FCTFCTN is a great example of the model’s output. Prior to signing with FaZe, FCTFCTN was on a team called Ohno, which consistently placed 5th/6th in North America. However, FCTFCTN’s Winston data was very strong — he was ~16% better than average and the 3rd best Winston on our list of pros. His Reinhardt was among the best, too.
In other words, the model was saying that FCTFCTN was an outlier, and probably Ohno’s best player. Since Winston was meta, if given the teammates to do so, he should be able to place as a top team.
Of course, several other players were also highlighted in the model. Shadowburn’s Genji, Zombs’ Zarya, and Rawkus’ Lucio were all statistical outliers. So long as some, or most, of these heroes were meta, the team should be able to perform well.
FaZe placed in the top 4 of their first 9 tournaments together, winning 4 of them. They continued to place well through most of 2016. Toward the end of 2016 and into 2017, the meta began to shift, and FaZe went from being a top-3 North American roster to a ~5th place team.
Closing Thoughts
My time putting together Immortals-turned-FaZe’s first Overwatch roster was an incredible foray into the industry that has guided how I think about roster building since. I don’t think my model was perfect, but I think that the driving philosophy behind it — that data can drive better roster decisions — is still correct.
Today, if I were to build a roster I’d probably first build something like Oracle’s Elixir’s Early Game Win Rating, then try to break out individual impact on win rate.
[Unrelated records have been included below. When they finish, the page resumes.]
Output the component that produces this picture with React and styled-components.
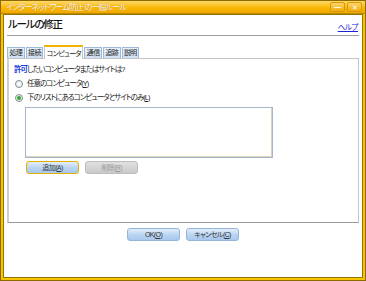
import React from "react";
import styled, { createGlobalStyle, css } from "styled-components";

const Global = createGlobalStyle`
  html, body { margin: 0; padding: 0; background: #fff; }
  * { box-sizing: border-box; }
  body {
    font-family: "Liberation Sans", "Noto Sans CJK JP", sans-serif;
    font-feature-settings: "palt";
  }
`;

const Frame = styled.div`
  width: 366px;
  height: 281px;
  display: flex;
  flex-direction: column;
  background: #f6c400;
  border: 1px solid #8d6a00;
  padding: 0 2px 2px 2px;
`;

const TitleBar = styled.div`
  height: 13px;
  display: flex;
  align-items: center;
  justify-content: space-between;
  margin: 0 -2px;
  padding: 0 3px 0 5px;
  background: linear-gradient(#ffd86a, #f9b600 60%, #f2a800);
  border-bottom: 1px solid #b88a00;
`;

const TitleText = styled.span`
  font-size: 8px;
  line-height: 13px;
  color: #fff;
  text-shadow: 0 0 1px #b07000;
  letter-spacing: -0.85px;
`;

const WinButtons = styled.div`
  display: flex;
  gap: 2px;
`;

const WinBtn = styled.div`
  width: 15px;
  height: 10px;
  border: 1px solid #d89a00;
  border-radius: 2px;
  background: linear-gradient(#ffd36a, #f2ac10);
  display: flex;
  align-items: center;
  justify-content: center;
  color: #fff;
  font-size: 7px;
  line-height: 1;
`;

const Content = styled.div`
  flex: 1;
  background: #fff;
  border: 1px solid #9a7400;
  padding: 0 3px;
  display: flex;
  flex-direction: column;
`;

const Header = styled.div`
  display: flex;
  justify-content: space-between;
  align-items: flex-end;
  height: 21px;
  padding: 0 0 2px 1px;
  border-bottom: 1px solid #a0a0a0;
`;

const Heading = styled.h1`
  margin: 0 0 2px 0;
  font-size: 10.5px;
  font-weight: 500;
  line-height: 13px;
  color: #111;
  letter-spacing: -1.2px;
`;

const HelpLink = styled.a`
  font-size: 7.5px;
  line-height: 10px;
  color: #2020e0;
  text-decoration: underline;
  margin-right: 1px;
  letter-spacing: -0.4px;
`;

const Tabs = styled.div`
  display: flex;
  align-items: flex-end;
  margin-top: 8px;
  height: 14px;
  gap: 1px;
`;

const Tab = styled.div`
  height: 11px;
  padding: 0 1.5px;
  font-size: 7px;
  line-height: 10px;
  color: #222;
  letter-spacing: -0.7px;
  background: linear-gradient(#e8f1fb, #cfe0f3);
  border: 1px solid #9fb8d6;
  border-bottom: none;
  ${(p) =>
    p.$active &&
    css`
      height: 14px;
      line-height: 13px;
      background: #fff;
      border: 1px solid #c8c8c8;
      border-top: 2px solid #f3b400;
      border-bottom: none;
      margin-bottom: -1px;
      position: relative;
      z-index: 1;
    `}
`;

const Panel = styled.div`
  height: 165px;
  border: 1px solid #c4c4c4;
  border-left: 2px solid #cfcfcf;
  border-bottom: 1px solid #9a9a9a;
  padding: 5px 5px 0 5px;
  display: flex;
  flex-direction: column;
`;

const Question = styled.div`
  font-size: 7.5px;
  line-height: 11px;
  color: #222;
  letter-spacing: -1px;
`;

const Strong = styled.span`
  color: #1a3de0;
  font-weight: 700;
`;

const RadioRow = styled.label`
  display: flex;
  align-items: center;
  gap: 4px;
  margin-top: ${(p) => p.$mt}px;
  font-size: 7.5px;
  line-height: 11px;
  color: #222;
  letter-spacing: -1px;
`;

const Radio = styled.span`
  width: 8px;
  height: 8px;
  margin-left: 1px;
  border-radius: 50%;
  border: 1px solid #7f8c99;
  background: radial-gradient(#fff, #e6e6e6);
  display: flex;
  align-items: center;
  justify-content: center;
  &::after {
    content: "";
    width: 4px;
    height: 4px;
    border-radius: 50%;
    background: ${(p) => (p.$checked ? "#2fa82f" : "transparent")};
  }
`;

const ListBox = styled.div`
  width: 248px;
  height: 51px;
  margin: 4px 0 0 11px;
  border: 1px solid #a6b6ca;
  box-shadow: inset -1px -1px 0 #d8d2bf;
  background: #fff;
`;

const ButtonRow = styled.div`
  display: flex;
  gap: ${(p) => p.$gap}px;
  margin: ${(p) => p.$margin};
  justify-content: ${(p) => p.$justify || "flex-start"};
`;

const Button = styled.button`
  width: 53px;
  height: 13px;
  padding: 0;
  font-family: inherit;
  font-feature-settings: "palt";
  font-size: 7px;
  line-height: 11px;
  letter-spacing: -0.6px;
  color: #333;
  border-radius: 3px;
  border: 1px solid #95b4da;
  background: linear-gradient(#e3eefb, #b9d3f1 55%, #a9c8ee);
  ${(p) =>
    p.$focused &&
    css`
      border-color: #e2b000;
    `}
  ${(p) =>
    p.disabled &&
    css`
      color: #9a9a9a;
      border-color: #bdbdbd;
      background: linear-gradient(#e0e0e0, #c9c9c9);
    `}
`;

export default function App() {
  return (
    <>
      <Global />
      <Frame>
        <TitleBar>
          <TitleText>インターネットワーム防止 の一般ルール</TitleText>
          <WinButtons>
            <WinBtn>━</WinBtn>
            <WinBtn>✕</WinBtn>
          </WinButtons>
        </TitleBar>
        <Content>
          <Header>
            <Heading>ルールの修正</Heading>
            <HelpLink href="#">ヘルプ</HelpLink>
          </Header>
          <Tabs>
            <Tab>処理</Tab>
            <Tab>接続</Tab>
            <Tab $active>コンピュータ</Tab>
            <Tab>通信</Tab>
            <Tab>追跡</Tab>
            <Tab>説明</Tab>
          </Tabs>
          <Panel>
            <Question>
              <Strong>許可</Strong>したいコンピュータまたはサイトは?
            </Question>
            <RadioRow $mt={3}>
              <Radio />
              <span>
                任意のコンピュータ(<u>Y</u>)
              </span>
            </RadioRow>
            <RadioRow $mt={3}>
              <Radio $checked />
              <span>
                下のリストにあるコンピュータとサイトのみ(<u>L</u>)
              </span>
            </RadioRow>
            <ListBox />
            <ButtonRow $gap={6} $margin="3px 0 0 12px">
              <Button $focused>
                追加(<u>A</u>)
              </Button>
              <Button disabled>
                削除(<u>R</u>)
              </Button>
            </ButtonRow>
          </Panel>
          <ButtonRow $gap={6} $margin="5px 0 0 0" $justify="center">
            <Button>
              OK(<u>O</u>)
            </Button>
            <Button>
              キャンセル(<u>C</u>)
            </Button>
          </ButtonRow>
        </Content>
      </Frame>
    </>
  );
}
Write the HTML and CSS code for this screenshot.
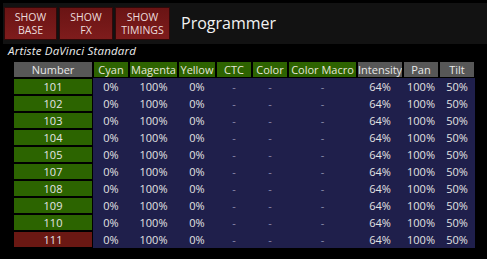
FILE: index.html
```html
<!DOCTYPE html>
<html>
<head>
    <link rel="stylesheet" href="styles.css">
</head>
<body>
    <div class="topbar">
        <button class="btn btn-base" type="button">SHOW<br>BASE</button>
        <button class="btn btn-fx" type="button">SHOW<br>FX</button>
        <button class="btn btn-timings" type="button">SHOW<br>TIMINGS</button>
        <div class="title">Programmer</div>
    </div>

    <div class="fixture-name">Artiste DaVinci Standard</div>

    <table class="prog">
        <colgroup>
            <col style="width: 80px">
            <col style="width: 36px">
            <col style="width: 49px">
            <col style="width: 38px">
            <col style="width: 36px">
            <col style="width: 36px">
            <col style="width: 69px">
            <col style="width: 46px">
            <col style="width: 36px">
            <col style="width: 36px">
        </colgroup>
        <thead>
            <tr>
                <th class="gray">Number</th>
                <th class="green">Cyan</th>
                <th class="green">Magenta</th>
                <th class="green">Yellow</th>
                <th class="green">CTC</th>
                <th class="green">Color</th>
                <th class="green">Color Macro</th>
                <th class="gray">Intensity</th>
                <th class="gray">Pan</th>
                <th class="gray">Tilt</th>
            </tr>
        </thead>
        <tbody id="rows"></tbody>
    </table>

    <script>
        var numeros = [101, 102, 103, 104, 105, 107, 108, 109, 110, 111];
        var corpo = document.getElementById('rows');
        var html = '';
        for (var i = 0; i < numeros.length; i++) {
            var classe = numeros[i] === 111 ? 'num sel' : 'num';
            html += '<tr>' +
                '<td class="' + classe + '">' + numeros[i] + '</td>' +
                '<td>0%</td><td>100%</td><td>0%</td>' +
                '<td class="dash">-</td><td class="dash">-</td><td class="dash">-</td>' +
                '<td>64%</td><td>100%</td><td>50%</td>' +
                '</tr>';
        }
        corpo.innerHTML = html;
    </script>
</body>
</html>
```

FILE: styles.css
```css
body {
    font-family: "Open Sans", "Noto Sans", sans-serif;
    background-color: #000;
    color: #e4e4e4;
    margin: 0;
    padding: 0;
    overflow: hidden;
}
.topbar {
    display: flex;
    align-items: center;
    gap: 2px;
    height: 41px;
    margin: 3px 0 0 3px;
    padding-left: 1px;
    background-color: #121212;
}
.btn {
    height: 33px;
    padding: 0;
    border: 1px solid #300909;
    background: linear-gradient(#6a1414, #7e1c1c);
    color: #ecdcdc;
    font-family: "Open Sans", "Noto Sans", sans-serif;
    font-size: 10.5px;
    line-height: 13px;
}
.btn-base {
    width: 53px;
}
.btn-fx {
    width: 54px;
}
.btn-timings {
    width: 55px;
}
.title {
    margin-left: 9px;
    font-size: 16px;
    color: #f2f2f2;
    padding-bottom: 2px;
}
.fixture-name {
    font-style: italic;
    font-size: 11.5px;
    letter-spacing: 0.2px;
    color: #ececec;
    height: 17px;
    line-height: 13px;
    padding-left: 8px;
}
.prog {
    margin-left: 13px;
    width: 462px;
    table-layout: fixed;
    border-collapse: separate;
    border-spacing: 0;
    font-size: 11px;
}
.prog th,
.prog td {
    box-sizing: border-box;
    height: 17px;
    padding: 0;
    text-align: center;
    vertical-align: middle;
    font-weight: normal;
    white-space: nowrap;
    overflow: hidden;
    line-height: 15px;
}
.prog th {
    border: 1px solid #000;
}
.prog th.green {
    background-color: #2d6300;
    color: #e6e6da;
}
.prog th.gray {
    background-color: #575757;
    color: #e8e8e8;
}
.prog td {
    background-color: #1f1f4b;
    border: 1px solid #1f1f4b;
    color: #e2e2e2;
}
.prog td.num {
    background-color: #2c6400;
    border-color: #000;
    color: #e4e4e4;
}
.prog td.sel {
    background-color: #6a1813;
}
.prog td.dash {
    color: #8c8cac;
}
```
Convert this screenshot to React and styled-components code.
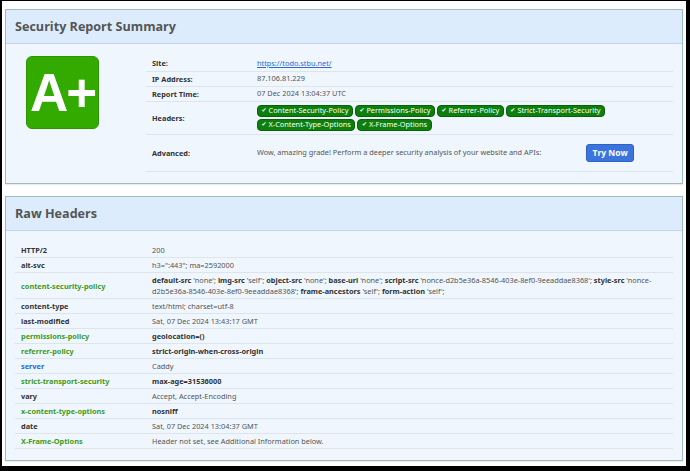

Now, teams have much greater access to professional match data, so building better models should be easier than ever.
More recently, I had the opportunity to use data with League of Legends player analysis while working with Clutch Gaming. Some notable names that came out of that were Vulcan, Spica, and Neo. But that’s an article for another time.
I think data analytics is still a hugely underexplored facet to roster building and player scouting in esports. This is true across all games, in my opinion. I hope to see teams implement more of it in the future.